I'm going to take a wild guess. The top one has asymmetric ripples formed in a stream dominated environment, the centre one symmetrical ripples caused by shallow water waves and the down one is ripples deposited by wind blown sand/silt.

Posted by: Lost Geologist | May 9, 2008 11:54 AM

2

I agree w/ Lost Geologist that the upper and middle look like asymmetric and more symmetric, respectively. Additionally, the crests on the upper one are straighter relative to middle, which are getting towards lingoid.

The bottom photo has two layers of slightly different directions superimposed on the outcrop. But, in terms of general characteristics, the ripple marks look more like the upper photo than the middle. But, I'm probably missing something obvious.

Posted by: BrianR | May 9, 2008 12:59 PM

3

I agree. In the lower photo the crests of the ripples seem much longer than the top two photos (laterally uniform current), it's also lighter in color with a red hue (oxidizing environment, less clay), and there is a ~45 degree change in current direction in a small vertical distance (short duration current direction changes). Without seeing inverse grading on the ripples, I'd say the bottom photo is eolian in origin as well. I can't wait to hear the answer!

Posted by: Mel | May 9, 2008 4:36 PM

4

The last one looks like my kitchen floor...

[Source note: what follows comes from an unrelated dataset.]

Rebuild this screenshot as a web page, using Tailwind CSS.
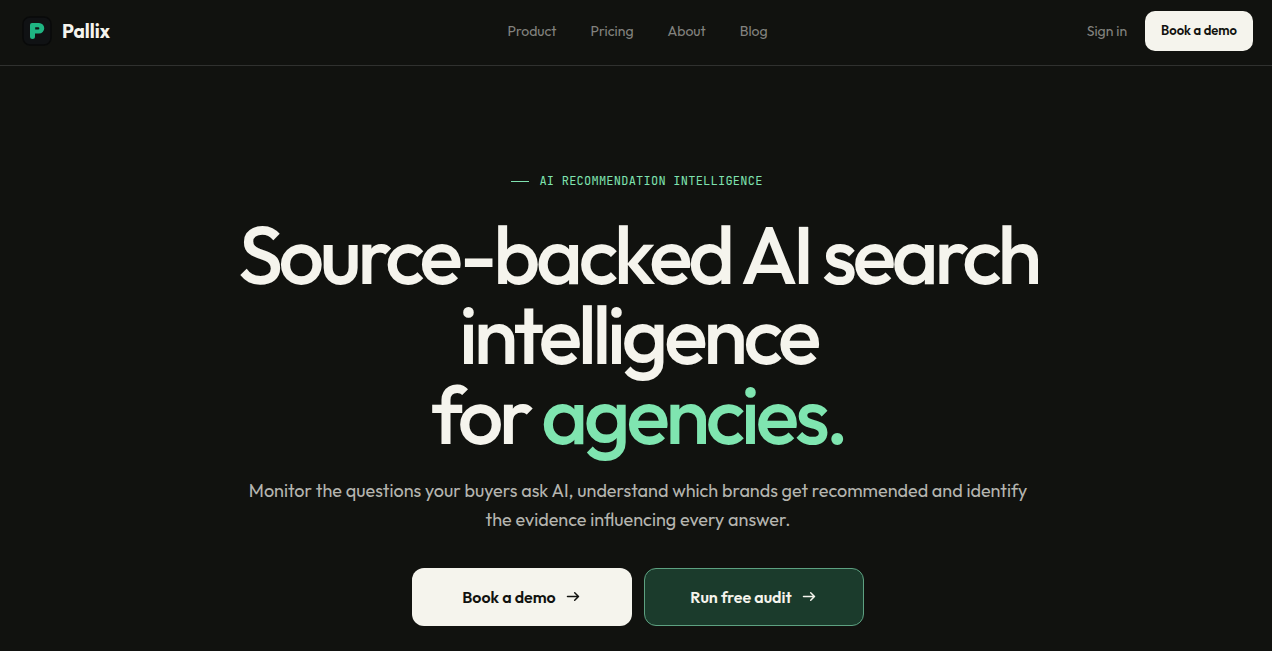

Posted by: Transient Reporter | May 10, 2008 9:55 PM

5

The bottom photo ripples are also much more laterally continuous, which makes me think wind. Are all of these in a close proximity? If so, you could have a stream entering an ocean with a beach. I had a field trip to a site like that once, and it was really cool to see all of the ripple forms close together. Also, any ripples in the sand in the background in photo 1?

Posted by: ScienceWoman | May 12, 2008 1:00 PM

6

so ... are ya just gonna leave us hangin'?